ON SONG: Thandi Modise, Gwede Mantashe, Mathews Phosa, President Jacob Zuma and Kgalema Motlanthe at the ANC policy conference at Gallagher Convention Centre in Midrand, where Zuma directed a veiled attack at veterans league president Sandi Sejake. Picture: Bongiwe Mchunu

Sue Segar

ANC VETERANS League President Sandi Sejake has hit back at the ruling party after it met behind his back with the league leadership to discuss his recent criticism of President Jacob Zuma and the party, saying he would not live with the image of corruption attached to the ANC.

“I am not part of those who are corrupt.
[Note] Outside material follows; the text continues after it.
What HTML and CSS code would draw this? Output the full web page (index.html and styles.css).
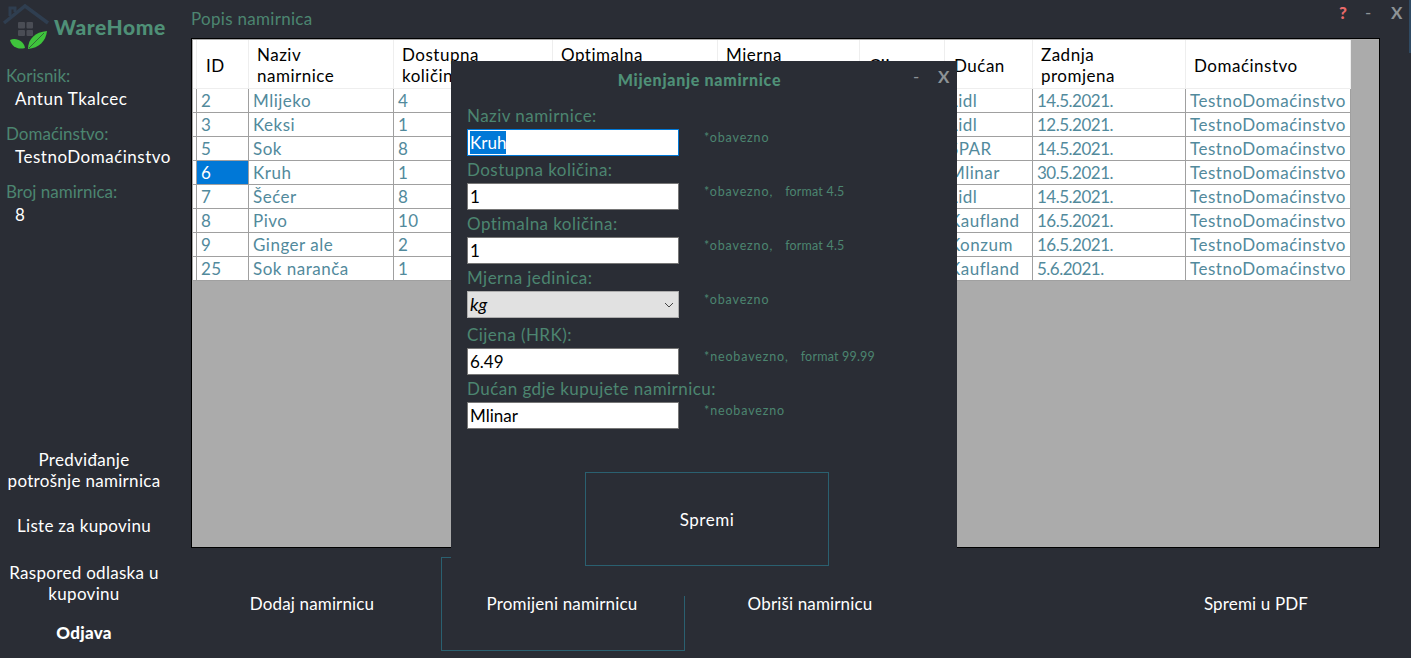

There should be a lifestyle audit to distinguish the corrupt members from those of us who are genuine members who love the ANC,” he said. “We will not live with this corrupt label because of some individuals who are perpetrating anti-ANC behaviour.”

Sejake was responding after ANC secretary-general Gwede Mantashe issued a statement late on Monday saying the party had met the veterans league leadership, which had expressed its disappointment at Sejake’s pronouncements and “collectively distanced themselves from the reckless and unwarranted comments”.

The meeting came after Zuma, in his opening address at the party’s policy conference in Midrand last week, directed a veiled attack at Sejake, who had criticised the party leadership and called for Zuma to be replaced at the ANC’s elective conference in Mangaung in December.

He has recently also slammed the party’s handling of the Spear painting issue and the disciplinary steps taken in relation to ANC Youth League members.

In January this year, Sejake said “syndicates” had taken over the election of leadership in the ANC at all levels. He said Zuma must be removed as party president in Mangaung because of his ties to the powerful Gupta family.

Zuma warned in his address last week against wanton ill-discipline and suggested those who defied the party leadership would face serious consequences and risked expulsion.

Zuma, in turn, cautioned elders in the party who defended the ill- discipline of the ANC Youth League, saying their role was to help the organisation and not to worsen controversial decisions.

A defiant Sejake said in response to Zuma’s threats of disciplinary action: “Discipline must have grounds.

“I am very clear about what is happening in the ANC. Many people in the ANC are bought. They are not volunteers like we were. Nobody came to me with money promising me tenders and government positions. For me it was about getting rid of apartheid and building a non-racial democracy.”

Veterans league secretary-general Natso Khumalo effectively endorsed Mantashe’s statement yesterday, when, asked for comment, he said: “Once the leadership has spoken, it means they have spoken. That’s it.”

Khumalo would not be drawn further on the matter.

Mantashe said in the statement the meeting followed a number of negative comments by Sejake in relation to the ANC national executive committee and Zuma.

“He has made comments to the effect that the ANCVL supports the view that the current leadership of the ANC, including President Jacob Zuma, will be removed in the ANC national conference to be held in Mangaung in December this year.”

Mantashe said Sejake, himself an NEC member, had sought to undermine it and the president “outside of the established framework”.

The veterans league leadership had explained it had not given Sejake a mandate for his comments.

“The ANC views his conduct as being inconsistent with his responsibility as the president of the ANCVL,” Mantashe said.

The ANC valued the experience and commitment demonstrated by its veterans, saying they were regarded as people “beyond reproach whose integrity is highly regarded”, Mantashe added.

“Over time, these stalwarts of our movement have played a role of advising and guiding the organisation to deal with challenges in an unassuming and dispassionate manner. It is, therefore, concerning when a senior member of the organisation gets entangled in divisive pronouncements,” Mantashe continued. “The ANC calls on Comrade Sejake to desist from conduct that will undermine the contribution he has made to ensure that the ANC became a vibrant and resilient organisation to the point of celebrating a centenary.”

The veterans league – open to all ANC members 60 and older – was started in 2007 by Human Settlements Minister Tokyo Sexwale, considered a political rival to Zuma and reportedly close to Sejake.

Asked for comment yesterday, Sejake said Monday’s meeting was “news to me”.

“I never knew they were meeting by themselves, let alone with ANC leaders.

“Our last meeting of the veterans league was in March. We haven’t met since then.”

He said this was an attempt to divide the leadership of the league ahead of the election process in Mangaung at the end of the year.

Sejake said he was undaunted by threats of discipline.

“One of the functions of the veterans league is to speak out about what is wrong,” he said.